The following is pasted here from discussion in another forum and thread, thoughts I decided I'd like not to bury in another thread and which might be appropriate to this thread's topic.

The topic of the former thread was whether many mix as they go painting on the fly...some offering their own reasons why...but many seemed to opt for the on the fly mix as you go approach.

Since that preference was also mine for near 27 years of painting until more recently studying Payne and Gruppe, I don't criticize or discount what can be done with it, or that one can become skilled and capable going that route. In fact, as an art instructor...I taught many how to become skilled painting on the fly. I am coming to believe as I get a bit older, however...that there might be advantages, perhaps more saneness in slipping into attaining skill and facility, avoiding perhaps much heartache, trial and error, frustration or even thoughts of giving up. With that in mind...I paste my thoughts here for consideration....

- - - -


yep...one learning to paint directly, mixing on the fly definitely develops (and must) a sense of working on impulse...intuitively, and arriving at the place is fun.

That was how I painted, and often still paint...but my eyes were made to open working with students in workshop situations. For one...there is no avoiding the making of many many paintings, and often bad ones...to happen upon an eventual facility to paint effectively on the fly and without premixing.

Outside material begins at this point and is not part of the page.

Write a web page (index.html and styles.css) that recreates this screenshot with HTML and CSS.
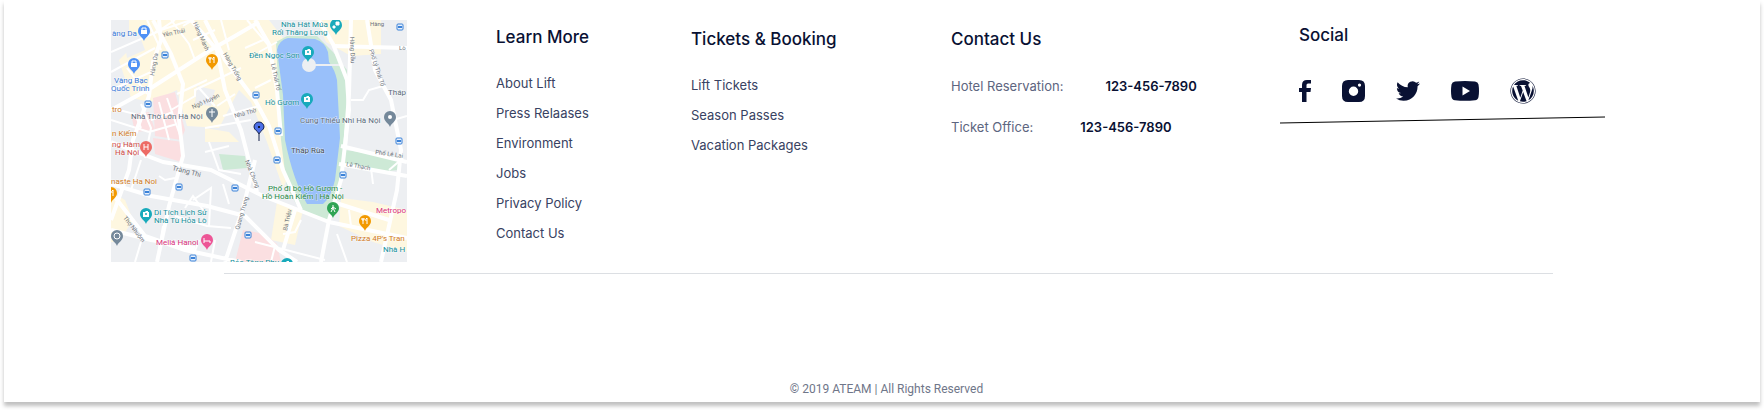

I am encouraged to see so many participating in the thread that have worked out that sticktoitiveness and daring.

Working with adults though...I came to discover that what came so easy for me was not such an easy proposition for them. We so easily forget we were willing to bear the burden and overcome our moments, and we presume others should simply be able to grab their own bootstraps and do the same. As an instructor...one cannot afford such propositions, for it won't meet the needs of many that want to become capable painters. What will happen is you might work thru the workshop...holding the hands and cheerleading each participant to at least produce one half-way decent painting for the workshop, but several weeks after you have gone...they are once more alone with their inhibitions, intimidations, frazzled by nature throwing things at them and doing bad paintings.

As I told my last group of students...guaranteeing one good work for their workshop effort might be a bit like buying someone hungry a plate of fish, whereas teaching them how to fish could help them feed themselves and family from that time on.

Its easy for us as instructors to simply shrug our shoulders and count such folks as perhaps not having the right stuff, perhaps not as serious about painting such that the moment of heat reveals their lack of substance and fortitude. Besides...we can relax knowing they're going to have to paint 100 more paintings regardless of what could be taken in in one workshop anyway, to get a feel for it.

However...I have to be honest...when adult students get a good sense of what foundational principles and systems are about, they get a handle on their fears, inhibitions. Their confidence falls upon tried and true approaches by predecessors, and thus a failure may be more a sign of making one error in thinking the matter thru then as an inevitable indication they are simply not meant to be a painter.

Anyone teaching workshops will know many adults nearly have a small inner child that fears failing and looks for the first indications of such to call it quits and a day.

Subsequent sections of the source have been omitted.